Nous descendons plus bas vers Zanjic, laissons la voiture sous les pins. La plage est, comme à Perast, un bar privé, il faut marcher un peu pour en trouver une plus sauvage après Mirista. Le fort Arza marque l’entrée des bouches de Kotor, de l’autre côté, la mer Adriatique. C’est un petit bout de rêve, quelques voiliers croisent autour d’un îlot où se dresse une citadelle. L’eau est chaude et claire, le temps s’arrête. Attention cependant aux oursins, il n’est pas conseillé de se baigner pieds nus.
Chantiers et poubelles
Il faut bien repartir sur nos routes étroites, on passe des carcasses de voitures, des maisons qui ne seront peut-être jamais achevée, des chantiers stoppés depuis des lustres, des décharges au détour d’un virage. Il vaut mieux garder les yeux levés et se concentrer sur ce qui est beau. Les Monténégrins veulent tous leur part du tourisme et sont en train de tout saloper. Sans parler des investissements clinquants: au sud de la péninsule, le village de luxe Lustica Bay est en train de voir le jour. A priori, Russes et Serbes investissent massivement ici. Entre Tivat et Kotor, des résidences de luxe sont achevés mais vides. Et puis les infrastructures élémentaires, voirie, traitement des ordures, peuvent-elles suivre ?

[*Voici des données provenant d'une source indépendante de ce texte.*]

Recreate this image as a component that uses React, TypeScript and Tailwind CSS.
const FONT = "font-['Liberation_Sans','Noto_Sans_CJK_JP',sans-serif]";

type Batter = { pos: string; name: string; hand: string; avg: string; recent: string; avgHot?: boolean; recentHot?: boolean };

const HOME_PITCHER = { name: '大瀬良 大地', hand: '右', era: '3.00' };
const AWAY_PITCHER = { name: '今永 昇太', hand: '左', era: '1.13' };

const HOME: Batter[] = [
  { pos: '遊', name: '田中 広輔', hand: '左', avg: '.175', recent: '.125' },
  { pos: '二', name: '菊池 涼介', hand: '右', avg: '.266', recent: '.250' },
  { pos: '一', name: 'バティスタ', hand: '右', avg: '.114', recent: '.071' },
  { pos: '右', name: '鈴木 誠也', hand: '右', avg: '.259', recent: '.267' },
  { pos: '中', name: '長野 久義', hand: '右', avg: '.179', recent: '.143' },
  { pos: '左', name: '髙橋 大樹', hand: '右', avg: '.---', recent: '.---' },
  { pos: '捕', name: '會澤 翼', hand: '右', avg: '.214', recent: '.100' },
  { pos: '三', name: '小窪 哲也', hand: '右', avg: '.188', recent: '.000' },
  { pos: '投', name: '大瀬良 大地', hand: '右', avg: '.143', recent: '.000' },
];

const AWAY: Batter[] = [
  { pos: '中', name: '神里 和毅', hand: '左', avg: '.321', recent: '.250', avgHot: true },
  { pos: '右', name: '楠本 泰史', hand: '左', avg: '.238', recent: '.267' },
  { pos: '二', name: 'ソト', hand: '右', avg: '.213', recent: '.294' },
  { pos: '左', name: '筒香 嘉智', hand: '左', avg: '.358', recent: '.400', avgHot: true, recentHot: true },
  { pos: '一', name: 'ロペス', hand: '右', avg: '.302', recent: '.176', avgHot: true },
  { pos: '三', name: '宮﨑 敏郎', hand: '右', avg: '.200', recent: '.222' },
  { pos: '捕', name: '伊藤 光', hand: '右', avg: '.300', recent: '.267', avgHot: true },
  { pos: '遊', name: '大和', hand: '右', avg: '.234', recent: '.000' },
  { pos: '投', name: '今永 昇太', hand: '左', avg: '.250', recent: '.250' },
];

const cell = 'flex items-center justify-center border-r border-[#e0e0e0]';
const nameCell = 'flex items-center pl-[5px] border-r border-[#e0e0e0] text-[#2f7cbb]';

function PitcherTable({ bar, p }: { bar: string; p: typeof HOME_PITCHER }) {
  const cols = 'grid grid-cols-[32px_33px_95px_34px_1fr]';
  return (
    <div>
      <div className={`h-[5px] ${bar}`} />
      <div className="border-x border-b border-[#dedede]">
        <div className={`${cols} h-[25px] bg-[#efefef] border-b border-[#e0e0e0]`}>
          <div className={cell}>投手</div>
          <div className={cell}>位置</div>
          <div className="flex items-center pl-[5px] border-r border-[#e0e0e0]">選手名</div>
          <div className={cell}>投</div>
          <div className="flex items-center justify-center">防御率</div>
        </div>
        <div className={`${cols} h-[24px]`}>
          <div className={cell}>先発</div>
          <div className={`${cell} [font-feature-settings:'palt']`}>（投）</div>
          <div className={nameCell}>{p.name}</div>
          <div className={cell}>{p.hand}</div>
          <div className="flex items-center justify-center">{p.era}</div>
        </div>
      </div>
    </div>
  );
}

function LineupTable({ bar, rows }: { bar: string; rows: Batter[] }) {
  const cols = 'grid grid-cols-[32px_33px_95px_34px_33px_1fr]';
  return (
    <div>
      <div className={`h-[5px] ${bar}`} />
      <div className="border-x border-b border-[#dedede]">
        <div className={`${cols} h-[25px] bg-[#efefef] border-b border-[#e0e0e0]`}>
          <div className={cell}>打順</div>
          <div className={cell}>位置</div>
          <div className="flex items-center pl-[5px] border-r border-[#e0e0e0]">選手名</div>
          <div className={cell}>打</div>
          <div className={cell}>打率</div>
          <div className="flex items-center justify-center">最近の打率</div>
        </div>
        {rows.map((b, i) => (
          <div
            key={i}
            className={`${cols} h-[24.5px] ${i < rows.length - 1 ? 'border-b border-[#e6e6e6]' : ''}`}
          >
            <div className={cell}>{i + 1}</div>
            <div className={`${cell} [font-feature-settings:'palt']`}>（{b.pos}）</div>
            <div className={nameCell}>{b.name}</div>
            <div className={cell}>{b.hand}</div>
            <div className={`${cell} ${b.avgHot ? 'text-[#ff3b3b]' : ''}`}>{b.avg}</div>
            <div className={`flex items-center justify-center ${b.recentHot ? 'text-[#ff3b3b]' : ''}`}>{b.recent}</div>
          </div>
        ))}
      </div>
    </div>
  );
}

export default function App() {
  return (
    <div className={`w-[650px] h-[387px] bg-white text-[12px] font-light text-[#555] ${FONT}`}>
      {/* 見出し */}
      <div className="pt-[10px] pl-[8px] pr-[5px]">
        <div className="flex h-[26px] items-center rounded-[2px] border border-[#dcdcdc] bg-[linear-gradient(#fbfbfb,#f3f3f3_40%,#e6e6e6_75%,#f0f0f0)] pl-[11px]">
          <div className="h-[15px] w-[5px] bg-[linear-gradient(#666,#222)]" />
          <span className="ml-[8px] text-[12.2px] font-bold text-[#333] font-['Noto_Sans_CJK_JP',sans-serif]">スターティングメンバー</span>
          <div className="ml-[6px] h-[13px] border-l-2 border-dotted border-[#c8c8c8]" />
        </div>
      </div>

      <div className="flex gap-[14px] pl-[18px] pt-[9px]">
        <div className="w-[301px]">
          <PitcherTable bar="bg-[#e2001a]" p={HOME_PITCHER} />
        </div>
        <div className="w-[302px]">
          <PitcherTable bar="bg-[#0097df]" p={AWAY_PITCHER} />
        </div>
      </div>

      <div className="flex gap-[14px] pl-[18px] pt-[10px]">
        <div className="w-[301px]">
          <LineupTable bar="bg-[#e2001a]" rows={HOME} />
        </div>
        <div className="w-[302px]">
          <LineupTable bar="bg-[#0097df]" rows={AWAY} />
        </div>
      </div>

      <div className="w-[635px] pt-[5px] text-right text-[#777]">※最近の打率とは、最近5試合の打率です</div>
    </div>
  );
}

Nous avons vu à Perast et en face, à Prcanj, quelques anciens palais de riches familles marchandes à l’abandon, somptueuses demeures en décrépitude. Si ces gens avaient un peu de bon goût, c’est dans ces nobles bâtisses qu’ils investiraient !
Malgré ses points négatifs qui risquent de se voir de plus en plus dans le paysage monténégrin, nous avons gardé les bons côtés de la baie de Kotor et de ses villes et villages encore bien préservés, un coin de Méditerranée béni des Dieux. Et puis la vue de la montagne qui tombe dans la mer, depuis les pontons de Ljuta, c’est quand même une des plus belles choses qui soit !
Demain, nous poursuivrons notre route à travers le Monténégro, nous arriverons au nord du lac Skadar en passant par le massif du Lovcen.